§ **MATERIAL PROVIDED**:
==================================================

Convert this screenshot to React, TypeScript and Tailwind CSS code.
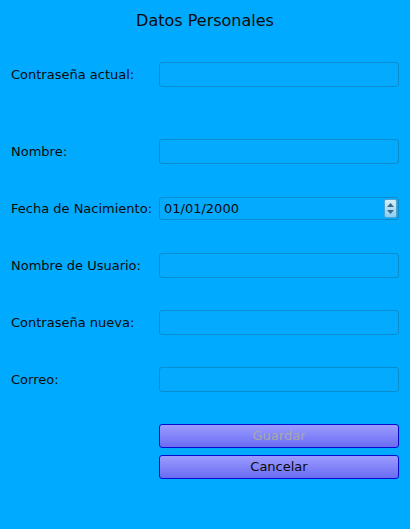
import React from "react";

const font = { fontFamily: '"DejaVu Sans", sans-serif' };

function Row({ label, children, className }: { label: string; children?: React.ReactNode; className?: string }) {
  return (
    <div className={"flex items-center h-[25px] " + (className ?? "")}>
      <div className="w-[159px] shrink-0 pl-[11px] text-[13px] text-[#0a0a0a] whitespace-nowrap">{label}</div>
      {children ?? (
        <input className="w-[240px] h-[25px] rounded-[3px] border border-[#0b8ccc] bg-[#03aafd] outline-none" />
      )}
    </div>
  );
}

export default function App() {
  return (
    <div className="w-[410px] h-[529px] bg-[#00aaff] flex flex-col" style={font}>
      <h1 className="text-center text-[16px] leading-[19px] pt-[11px] text-[#0a0a0a]">Datos Personales</h1>

      <Row label="Contraseña actual:" className="mt-[32px]" />
      <Row label="Nombre:" className="mt-[52px]" />

      {/* spinbox fecha */}
      <Row label="Fecha de Nacimiento:" className="mt-[32px]">
        <div className="w-[240px] h-[23px] rounded-[3px] border border-[#0b8ccc] bg-[#03aafd] flex items-center">
          <span className="flex-1 pl-[4px] text-[13px] text-[#0a0a0a]">01/01/2000</span>
          <div className="w-[13px] h-[19px] mr-[1px] rounded-[2px] border border-[#4aa4d4] bg-gradient-to-b from-[#d6eefa] to-[#8ccdf0] flex flex-col items-center justify-center gap-[3px]">
            <svg width="7" height="4" viewBox="0 0 7 4"><path d="M0 4 L3.5 0 L7 4 Z" fill="#3a6a88" /></svg>
            <svg width="7" height="4" viewBox="0 0 7 4"><path d="M0 0 L3.5 4 L7 0 Z" fill="#3a6a88" /></svg>
          </div>
        </div>
      </Row>

      <Row label="Nombre de Usuario:" className="mt-[32px]" />
      <Row label="Contraseña nueva:" className="mt-[32px]" />
      <Row label="Correo:" className="mt-[32px]" />

      <div className="flex flex-col gap-[7px] pl-[159px] mt-[32px]">
        <button disabled className="w-[240px] h-[24px] rounded-[3px] border border-[#0a0ad0] bg-gradient-to-b from-[#9c9cff] to-[#6b6bf2] text-[13px] text-[#a8a8a8]">
          Guardar
        </button>
        <button className="w-[240px] h-[24px] rounded-[3px] border border-[#0a0ad0] bg-gradient-to-b from-[#9c9cff] to-[#6b6bf2] text-[13px] text-[#0a0a0a]">
          Cancelar
        </button>
      </div>
    </div>
  );
}
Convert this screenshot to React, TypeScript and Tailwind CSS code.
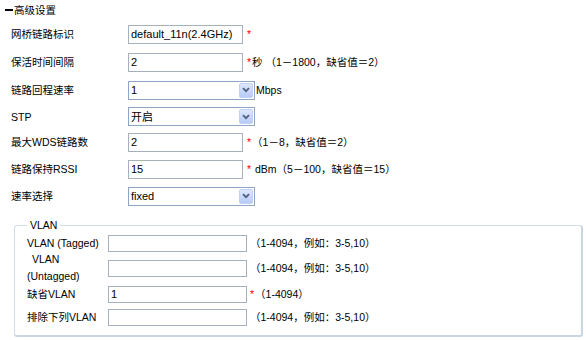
import React from "react";

const Star = () => <span className="text-[#ff0000] mr-[1px]">*</span>;

function TextBox({ value, w = "w-[115px]", h = "h-[19px]" }: { value?: string; w?: string; h?: string }) {
  return (
    <div className={`${w} ${h} border border-[#a7b0bd] bg-white flex items-center pl-[2px] text-[11px] shrink-0`}>
      {value}
    </div>
  );
}

function Select({ value }: { value: string }) {
  return (
    <div className="w-[127px] h-[19px] border border-[#8fa5c4] bg-white flex items-center text-[11px] shrink-0">
      <span className="flex-1 pl-[2px]">{value}</span>
      <span className="w-[14px] h-[15px] mr-[1px] bg-gradient-to-b from-[#dde7fd] to-[#b7cbf7] border border-[#c2d1f3] rounded-[2px] flex items-center justify-center">
        <svg width="8" height="6" viewBox="0 0 8 6">
          <path d="M1 1.2 L4 4.2 L7 1.2" fill="none" stroke="#4d6185" strokeWidth="1.8" />
        </svg>
      </span>
    </div>
  );
}

function Row({ h, label, children }: { h: string; label: string; children: React.ReactNode }) {
  return (
    <div className={`${h} flex items-center`}>
      <div className="w-[128px] pl-[11px] shrink-0">{label}</div>
      {children}
    </div>
  );
}

function VRow({ h, label, children }: { h: string; label: React.ReactNode; children: React.ReactNode }) {
  return (
    <div className={`${h} flex items-center`}>
      <div className="w-[81px] shrink-0 leading-[17px]">{label}</div>
      {children}
    </div>
  );
}

export default function App() {
  return (
    <div className="w-[586px] h-[340px] overflow-hidden bg-white text-black text-[10.5px] leading-[14px] font-['Liberation_Sans','Noto_Sans_CJK_SC',sans-serif]">
      <div className="h-[20px] flex items-center pl-[5px]">
        <span className="w-[8px] h-[2px] bg-black mr-[1px]" />
        <span>高级设置</span>
      </div>

      <Row h="h-[28px]" label="网桥链路标识">
        <TextBox value="default_11n(2.4GHz)" />
        <span className="ml-[4px]"><Star /></span>
      </Row>
      <Row h="h-[28px]" label="保活时间间隔">
        <TextBox value="2" />
        <span className="ml-[4px]"><Star />秒 （1－1800，缺省值＝2）</span>
      </Row>
      <Row h="h-[28px]" label="链路回程速率">
        <Select value="1" />
        <span className="ml-[1px]">Mbps</span>
      </Row>
      <Row h="h-[25px]" label="STP">
        <Select value="开启" />
      </Row>
      <Row h="h-[26px]" label="最大WDS链路数">
        <TextBox value="2" />
        <span className="ml-[4px]"><Star />（1－8，缺省值＝2）</span>
      </Row>
      <Row h="h-[28px]" label="链路保持RSSI">
        <TextBox value="15" />
        <span className="ml-[4px]"><Star /> dBm（5－100，缺省值＝15）</span>
      </Row>
      <Row h="h-[26px]" label="速率选择">
        <Select value="fixed" />
      </Row>

      <fieldset className="mt-[9px] ml-[14px] w-[569px] border border-[#d3dce8] border-r-2 border-b-2 border-r-[#c9d5e3] border-b-[#c9d5e3] rounded-[3px] px-[12px] pb-[7px]">
        <legend className="ml-0 px-[3px] leading-[14px]">VLAN</legend>
        <VRow h="h-[22px]" label="VLAN (Tagged)">
          <TextBox w="w-[139px]" h="h-[17px]" />
          <span className="ml-[3px]">（1-4094，例如：3-5,10）</span>
        </VRow>
        <VRow
          h="h-[28px]"
          label={
            <>
              <span className="pl-[5px]">VLAN</span>
              <br />
              (Untagged)
            </>
          }
        >
          <TextBox w="w-[139px]" h="h-[17px]" />
          <span className="ml-[3px]">（1-4094，例如：3-5,10）</span>
        </VRow>
        <VRow h="h-[24px]" label="缺省VLAN">
          <TextBox w="w-[139px]" h="h-[17px]" value="1" />
          <span className="ml-[3px]"><Star />（1-4094）</span>
        </VRow>
        <VRow h="h-[22px]" label="排除下列VLAN">
          <TextBox w="w-[139px]" h="h-[17px]" />
          <span className="ml-[3px]">（1-4094，例如：3-5,10）</span>
        </VRow>
      </fieldset>
    </div>
  );
}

==================================================

§ **SET TASK**:
Set the entries down again exactly. Do not include the images.

§ **COMPLETE OUTPUT**:
Convert this screenshot to React, TypeScript and Tailwind CSS code.
import React from "react";

const font = { fontFamily: '"DejaVu Sans", sans-serif' };

function Row({ label, children, className }: { label: string; children?: React.ReactNode; className?: string }) {
  return (
    <div className={"flex items-center h-[25px] " + (className ?? "")}>
      <div className="w-[159px] shrink-0 pl-[11px] text-[13px] text-[#0a0a0a] whitespace-nowrap">{label}</div>
      {children ?? (
        <input className="w-[240px] h-[25px] rounded-[3px] border border-[#0b8ccc] bg-[#03aafd] outline-none" />
      )}
    </div>
  );
}

export default function App() {
  return (
    <div className="w-[410px] h-[529px] bg-[#00aaff] flex flex-col" style={font}>
      <h1 className="text-center text-[16px] leading-[19px] pt-[11px] text-[#0a0a0a]">Datos Personales</h1>

      <Row label="Contraseña actual:" className="mt-[32px]" />
      <Row label="Nombre:" className="mt-[52px]" />

      {/* spinbox fecha */}
      <Row label="Fecha de Nacimiento:" className="mt-[32px]">
        <div className="w-[240px] h-[23px] rounded-[3px] border border-[#0b8ccc] bg-[#03aafd] flex items-center">
          <span className="flex-1 pl-[4px] text-[13px] text-[#0a0a0a]">01/01/2000</span>
          <div className="w-[13px] h-[19px] mr-[1px] rounded-[2px] border border-[#4aa4d4] bg-gradient-to-b from-[#d6eefa] to-[#8ccdf0] flex flex-col items-center justify-center gap-[3px]">
            <svg width="7" height="4" viewBox="0 0 7 4"><path d="M0 4 L3.5 0 L7 4 Z" fill="#3a6a88" /></svg>
            <svg width="7" height="4" viewBox="0 0 7 4"><path d="M0 0 L3.5 4 L7 0 Z" fill="#3a6a88" /></svg>
          </div>
        </div>
      </Row>

      <Row label="Nombre de Usuario:" className="mt-[32px]" />
      <Row label="Contraseña nueva:" className="mt-[32px]" />
      <Row label="Correo:" className="mt-[32px]" />

      <div className="flex flex-col gap-[7px] pl-[159px] mt-[32px]">
        <button disabled className="w-[240px] h-[24px] rounded-[3px] border border-[#0a0ad0] bg-gradient-to-b from-[#9c9cff] to-[#6b6bf2] text-[13px] text-[#a8a8a8]">
          Guardar
        </button>
        <button className="w-[240px] h-[24px] rounded-[3px] border border-[#0a0ad0] bg-gradient-to-b from-[#9c9cff] to-[#6b6bf2] text-[13px] text-[#0a0a0a]">
          Cancelar
        </button>
      </div>
    </div>
  );
}
Convert this screenshot to React, TypeScript and Tailwind CSS code.
import React from "react";

const Star = () => <span className="text-[#ff0000] mr-[1px]">*</span>;

function TextBox({ value, w = "w-[115px]", h = "h-[19px]" }: { value?: string; w?: string; h?: string }) {
  return (
    <div className={`${w} ${h} border border-[#a7b0bd] bg-white flex items-center pl-[2px] text-[11px] shrink-0`}>
      {value}
    </div>
  );
}

function Select({ value }: { value: string }) {
  return (
    <div className="w-[127px] h-[19px] border border-[#8fa5c4] bg-white flex items-center text-[11px] shrink-0">
      <span className="flex-1 pl-[2px]">{value}</span>
      <span className="w-[14px] h-[15px] mr-[1px] bg-gradient-to-b from-[#dde7fd] to-[#b7cbf7] border border-[#c2d1f3] rounded-[2px] flex items-center justify-center">
        <svg width="8" height="6" viewBox="0 0 8 6">
          <path d="M1 1.2 L4 4.2 L7 1.2" fill="none" stroke="#4d6185" strokeWidth="1.8" />
        </svg>
      </span>
    </div>
  );
}

function Row({ h, label, children }: { h: string; label: string; children: React.ReactNode }) {
  return (
    <div className={`${h} flex items-center`}>
      <div className="w-[128px] pl-[11px] shrink-0">{label}</div>
      {children}
    </div>
  );
}

function VRow({ h, label, children }: { h: string; label: React.ReactNode; children: React.ReactNode }) {
  return (
    <div className={`${h} flex items-center`}>
      <div className="w-[81px] shrink-0 leading-[17px]">{label}</div>
      {children}
    </div>
  );
}

export default function App() {
  return (
    <div className="w-[586px] h-[340px] overflow-hidden bg-white text-black text-[10.5px] leading-[14px] font-['Liberation_Sans','Noto_Sans_CJK_SC',sans-serif]">
      <div className="h-[20px] flex items-center pl-[5px]">
        <span className="w-[8px] h-[2px] bg-black mr-[1px]" />
        <span>高级设置</span>
      </div>

      <Row h="h-[28px]" label="网桥链路标识">
        <TextBox value="default_11n(2.4GHz)" />
        <span className="ml-[4px]"><Star /></span>
      </Row>
      <Row h="h-[28px]" label="保活时间间隔">
        <TextBox value="2" />
        <span className="ml-[4px]"><Star />秒 （1－1800，缺省值＝2）</span>
      </Row>
      <Row h="h-[28px]" label="链路回程速率">
        <Select value="1" />
        <span className="ml-[1px]">Mbps</span>
      </Row>
      <Row h="h-[25px]" label="STP">
        <Select value="开启" />
      </Row>
      <Row h="h-[26px]" label="最大WDS链路数">
        <TextBox value="2" />
        <span className="ml-[4px]"><Star />（1－8，缺省值＝2）</span>
      </Row>
      <Row h="h-[28px]" label="链路保持RSSI">
        <TextBox value="15" />
        <span className="ml-[4px]"><Star /> dBm（5－100，缺省值＝15）</span>
      </Row>
      <Row h="h-[26px]" label="速率选择">
        <Select value="fixed" />
      </Row>

      <fieldset className="mt-[9px] ml-[14px] w-[569px] border border-[#d3dce8] border-r-2 border-b-2 border-r-[#c9d5e3] border-b-[#c9d5e3] rounded-[3px] px-[12px] pb-[7px]">
        <legend className="ml-0 px-[3px] leading-[14px]">VLAN</legend>
        <VRow h="h-[22px]" label="VLAN (Tagged)">
          <TextBox w="w-[139px]" h="h-[17px]" />
          <span className="ml-[3px]">（1-4094，例如：3-5,10）</span>
        </VRow>
        <VRow
          h="h-[28px]"
          label={
            <>
              <span className="pl-[5px]">VLAN</span>
              <br />
              (Untagged)
            </>
          }
        >
          <TextBox w="w-[139px]" h="h-[17px]" />
          <span className="ml-[3px]">（1-4094，例如：3-5,10）</span>
        </VRow>
        <VRow h="h-[24px]" label="缺省VLAN">
          <TextBox w="w-[139px]" h="h-[17px]" value="1" />
          <span className="ml-[3px]"><Star />（1-4094）</span>
        </VRow>
        <VRow h="h-[22px]" label="排除下列VLAN">
          <TextBox w="w-[139px]" h="h-[17px]" />
          <span className="ml-[3px]">（1-4094，例如：3-5,10）</span>
        </VRow>
      </fieldset>
    </div>
  );
}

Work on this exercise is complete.